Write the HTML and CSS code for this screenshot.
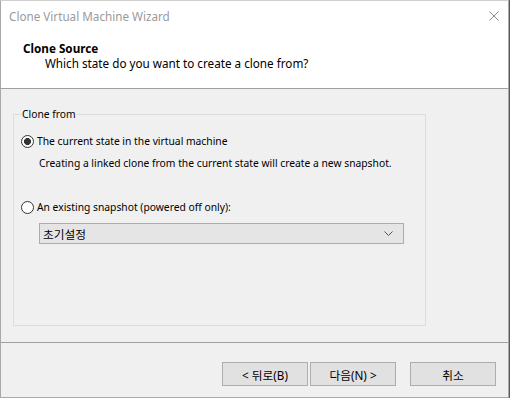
FILE: index.html
```html
<!DOCTYPE html>
<html lang="ko">
<head>
    <meta charset="UTF-8">
    <title>Clone Virtual Machine Wizard</title>
    <link rel="stylesheet" href="styles.css">
</head>
<body>
    <div class="window">
        <div class="titlebar">
            <span class="title">Clone Virtual Machine Wizard</span>
            <svg class="close" width="10" height="10" viewBox="0 0 10 10">
                <path d="M0.5 0.5 L9.5 9.5 M9.5 0.5 L0.5 9.5" stroke="#8a8a8a" stroke-width="1" fill="none"/>
            </svg>
        </div>
        <div class="header">
            <div class="header-title">Clone Source</div>
            <div class="header-sub">Which state do you want to create a clone from?</div>
        </div>
        <div class="content">
            <fieldset class="group">
                <legend>Clone from</legend>
                <div class="option first">
                    <span class="radio checked"></span>
                    <span>The current state in the virtual machine</span>
                </div>
                <p class="desc">Creating a linked clone from the current state will create a new snapshot.</p>
                <div class="option second">
                    <span class="radio"></span>
                    <span>An existing snapshot (powered off only):</span>
                </div>
                <div class="select">
                    <span class="select-text">초기설정</span>
                    <svg width="9" height="5" viewBox="0 0 9 5">
                        <path d="M0.5 0.5 L4.5 4.5 L8.5 0.5" stroke="#555" stroke-width="1" fill="none"/>
                    </svg>
                </div>
            </fieldset>
        </div>
        <div class="footer">
            <button class="btn">&lt; 뒤로(B)</button>
            <button class="btn">다음(N) &gt;</button>
            <button class="btn cancel">취소</button>
        </div>
    </div>
</body>
</html>
```

FILE: styles.css
```css
html, body {
    margin: 0;
    padding: 0;
    background-color: #5a5a5a;
}
body {
    font-family: "Noto Sans", "Noto Sans CJK KR", sans-serif;
    font-size: 11.7px;
    color: #000;
}
.window {
    width: 509px;
    height: 398px;
    box-sizing: border-box;
    border: 1px solid #a9a9a9;
    border-top-color: #d0d0d0;
    background-color: #f0f0f0;
    display: flex;
    flex-direction: column;
}
.titlebar {
    height: 30px;
    background-color: #fff;
    display: flex;
    align-items: center;
    justify-content: space-between;
    padding: 0 9px 0 8px;
}
.title {
    color: #9a9a9a;
    line-height: 16px;
}
.close {
    display: block;
}
.header {
    height: 58px;
    box-sizing: border-box;
    background-color: #fff;
    border-bottom: 1px solid #a0a0a0;
    padding: 10px 0 0 22px;
    line-height: 15px;
}
.header-title {
    font-weight: bold;
}
.header-sub {
    padding-left: 22px;
}
.content {
    height: 253px;
    padding: 17px 0 0 12px;
    box-sizing: border-box;
}
.group {
    margin: 0;
    width: 413px;
    height: 220px;
    box-sizing: border-box;
    border: 1px solid #dcdcdc;
    padding: 0 7px;
    font-size: 10.3px;
}
.group legend {
    padding: 0 1px;
    line-height: 16px;
}
.option {
    display: flex;
    align-items: center;
    gap: 3px;
    height: 16px;
    line-height: 16px;
    white-space: nowrap;
}
.option.first {
    margin-top: 11px;
}
.option.second {
    margin-top: 28px;
}
.radio {
    width: 13px;
    height: 13px;
    box-sizing: border-box;
    border-radius: 50%;
    border: 1px solid #333;
    background-color: #fff;
}
.radio.checked {
    background: radial-gradient(circle, #333 0 3.2px, #fff 3.8px);
}
.desc {
    margin: 6px 0 0 18px;
    line-height: 16px;
    white-space: nowrap;
}
.select {
    margin: 8px 0 0 18px;
    width: 365px;
    height: 21px;
    box-sizing: border-box;
    border: 1px solid #acacac;
    background-color: #e5e5e5;
    display: flex;
    align-items: center;
    justify-content: space-between;
    padding: 0 10px 0 3px;
}
.select-text {
    font-size: 11.7px;
}
.select svg {
    display: block;
}
.footer {
    flex: 1;
    border-top: 1px solid #a0a0a0;
    display: flex;
    justify-content: flex-end;
    align-items: flex-start;
    gap: 2px;
    padding: 19px 12px 0 0;
}
.btn {
    width: 86px;
    height: 24px;
    box-sizing: border-box;
    border: 1px solid #adadad;
    background-color: #e1e1e1;
    font-family: "Noto Sans", "Noto Sans CJK KR", sans-serif;
    font-size: 11.7px;
    color: #000;
    padding: 0;
    margin: 0;
}
.btn.cancel {
    margin-left: 12px;
}
```
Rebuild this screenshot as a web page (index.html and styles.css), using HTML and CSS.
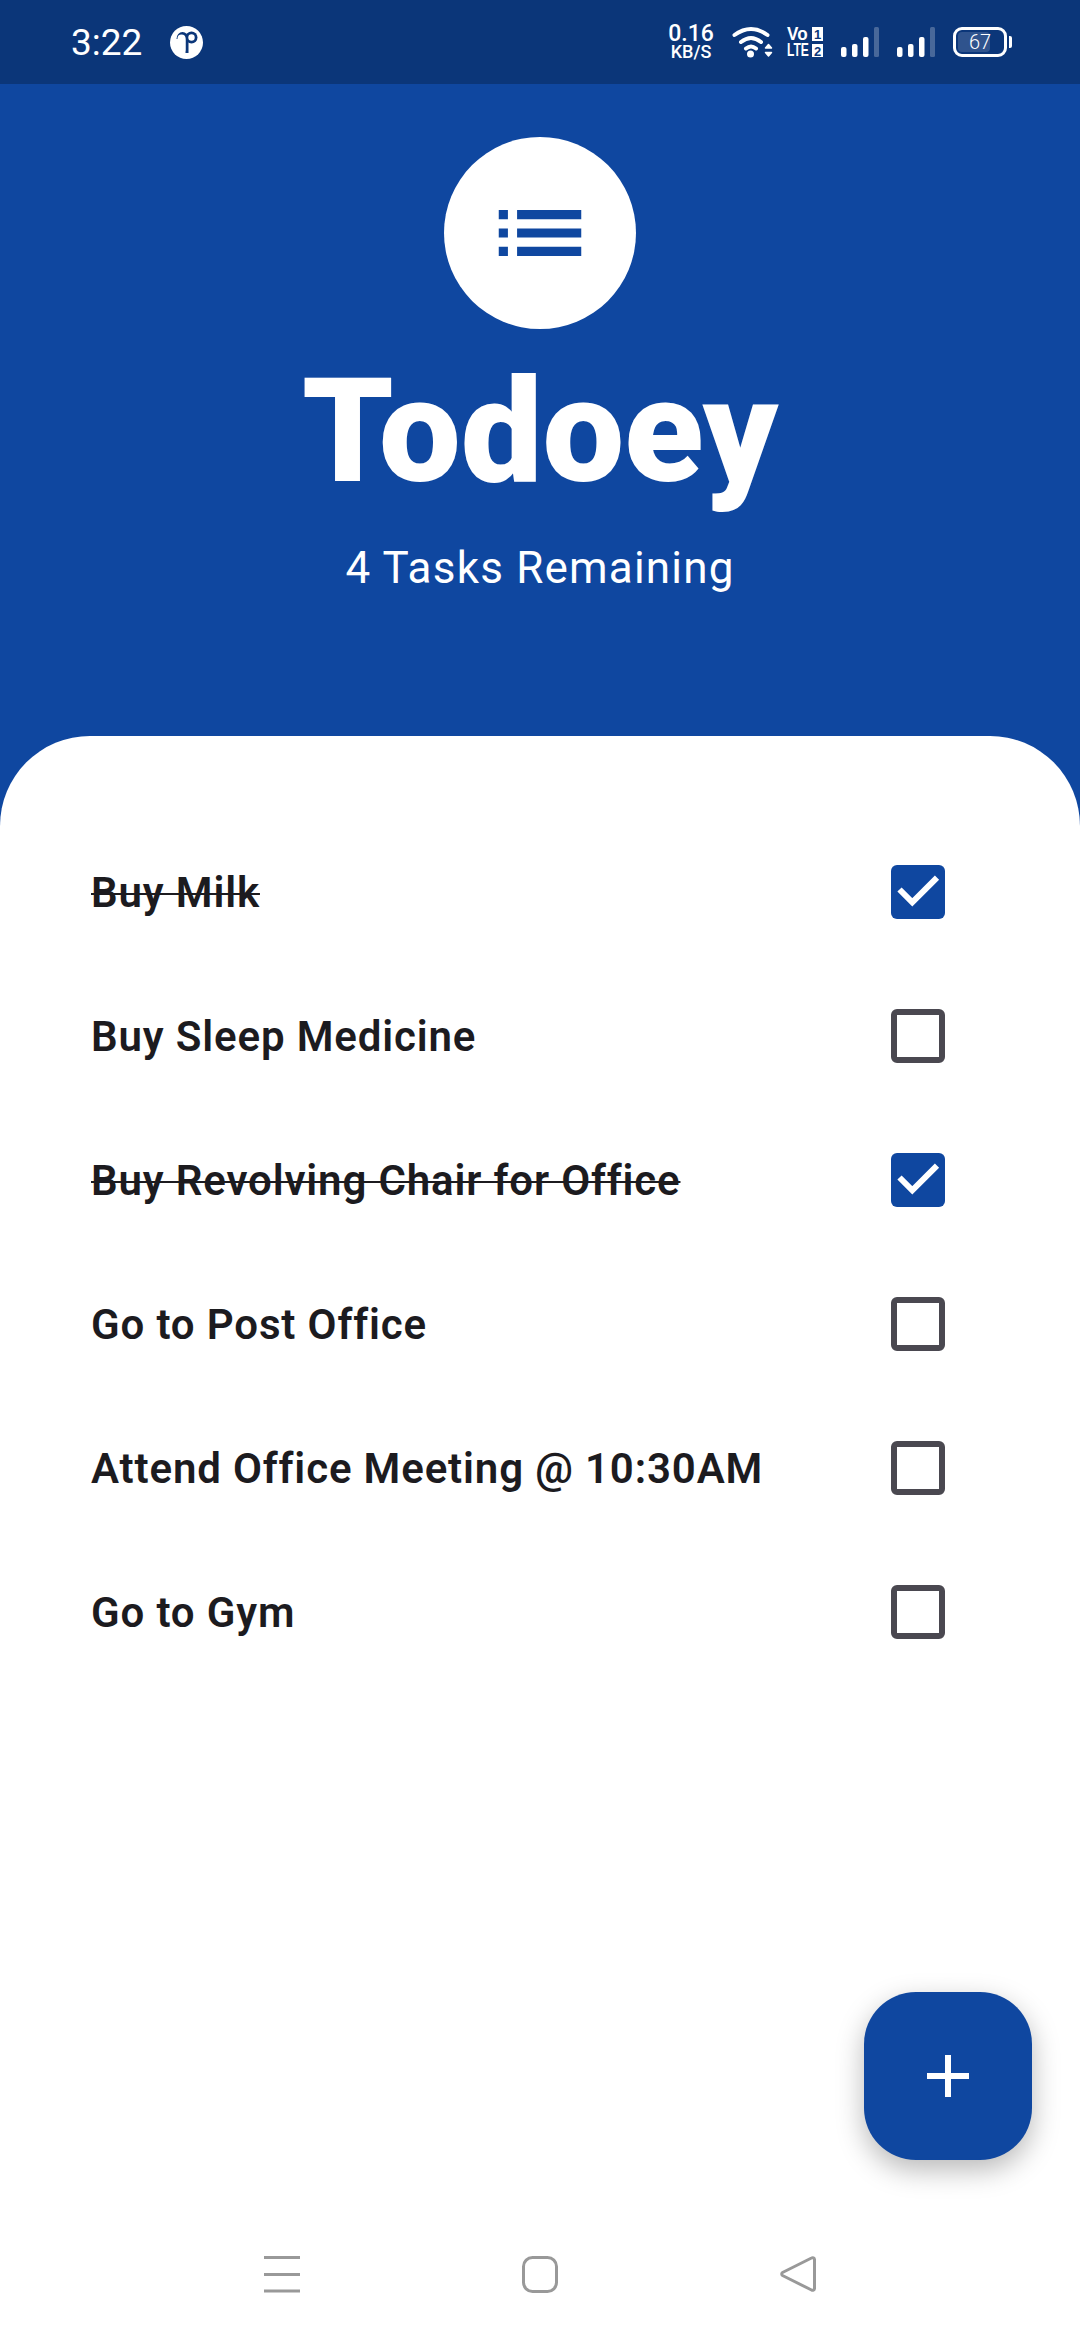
#####
Leave out the pictures and transcribe the entries above exactly.

- **Response to this exercise**
Write the HTML and CSS code for this screenshot.
FILE: index.html
```html
<!DOCTYPE html>
<html lang="ko">
<head>
    <meta charset="UTF-8">
    <title>Clone Virtual Machine Wizard</title>
    <link rel="stylesheet" href="styles.css">
</head>
<body>
    <div class="window">
        <div class="titlebar">
            <span class="title">Clone Virtual Machine Wizard</span>
            <svg class="close" width="10" height="10" viewBox="0 0 10 10">
                <path d="M0.5 0.5 L9.5 9.5 M9.5 0.5 L0.5 9.5" stroke="#8a8a8a" stroke-width="1" fill="none"/>
            </svg>
        </div>
        <div class="header">
            <div class="header-title">Clone Source</div>
            <div class="header-sub">Which state do you want to create a clone from?</div>
        </div>
        <div class="content">
            <fieldset class="group">
                <legend>Clone from</legend>
                <div class="option first">
                    <span class="radio checked"></span>
                    <span>The current state in the virtual machine</span>
                </div>
                <p class="desc">Creating a linked clone from the current state will create a new snapshot.</p>
                <div class="option second">
                    <span class="radio"></span>
                    <span>An existing snapshot (powered off only):</span>
                </div>
                <div class="select">
                    <span class="select-text">초기설정</span>
                    <svg width="9" height="5" viewBox="0 0 9 5">
                        <path d="M0.5 0.5 L4.5 4.5 L8.5 0.5" stroke="#555" stroke-width="1" fill="none"/>
                    </svg>
                </div>
            </fieldset>
        </div>
        <div class="footer">
            <button class="btn">&lt; 뒤로(B)</button>
            <button class="btn">다음(N) &gt;</button>
            <button class="btn cancel">취소</button>
        </div>
    </div>
</body>
</html>
```

FILE: styles.css
```css
html, body {
    margin: 0;
    padding: 0;
    background-color: #5a5a5a;
}
body {
    font-family: "Noto Sans", "Noto Sans CJK KR", sans-serif;
    font-size: 11.7px;
    color: #000;
}
.window {
    width: 509px;
    height: 398px;
    box-sizing: border-box;
    border: 1px solid #a9a9a9;
    border-top-color: #d0d0d0;
    background-color: #f0f0f0;
    display: flex;
    flex-direction: column;
}
.titlebar {
    height: 30px;
    background-color: #fff;
    display: flex;
    align-items: center;
    justify-content: space-between;
    padding: 0 9px 0 8px;
}
.title {
    color: #9a9a9a;
    line-height: 16px;
}
.close {
    display: block;
}
.header {
    height: 58px;
    box-sizing: border-box;
    background-color: #fff;
    border-bottom: 1px solid #a0a0a0;
    padding: 10px 0 0 22px;
    line-height: 15px;
}
.header-title {
    font-weight: bold;
}
.header-sub {
    padding-left: 22px;
}
.content {
    height: 253px;
    padding: 17px 0 0 12px;
    box-sizing: border-box;
}
.group {
    margin: 0;
    width: 413px;
    height: 220px;
    box-sizing: border-box;
    border: 1px solid #dcdcdc;
    padding: 0 7px;
    font-size: 10.3px;
}
.group legend {
    padding: 0 1px;
    line-height: 16px;
}
.option {
    display: flex;
    align-items: center;
    gap: 3px;
    height: 16px;
    line-height: 16px;
    white-space: nowrap;
}
.option.first {
    margin-top: 11px;
}
.option.second {
    margin-top: 28px;
}
.radio {
    width: 13px;
    height: 13px;
    box-sizing: border-box;
    border-radius: 50%;
    border: 1px solid #333;
    background-color: #fff;
}
.radio.checked {
    background: radial-gradient(circle, #333 0 3.2px, #fff 3.8px);
}
.desc {
    margin: 6px 0 0 18px;
    line-height: 16px;
    white-space: nowrap;
}
.select {
    margin: 8px 0 0 18px;
    width: 365px;
    height: 21px;
    box-sizing: border-box;
    border: 1px solid #acacac;
    background-color: #e5e5e5;
    display: flex;
    align-items: center;
    justify-content: space-between;
    padding: 0 10px 0 3px;
}
.select-text {
    font-size: 11.7px;
}
.select svg {
    display: block;
}
.footer {
    flex: 1;
    border-top: 1px solid #a0a0a0;
    display: flex;
    justify-content: flex-end;
    align-items: flex-start;
    gap: 2px;
    padding: 19px 12px 0 0;
}
.btn {
    width: 86px;
    height: 24px;
    box-sizing: border-box;
    border: 1px solid #adadad;
    background-color: #e1e1e1;
    font-family: "Noto Sans", "Noto Sans CJK KR", sans-serif;
    font-size: 11.7px;
    color: #000;
    padding: 0;
    margin: 0;
}
.btn.cancel {
    margin-left: 12px;
}
```
Rebuild this screenshot as a web page (index.html and styles.css), using HTML and CSS.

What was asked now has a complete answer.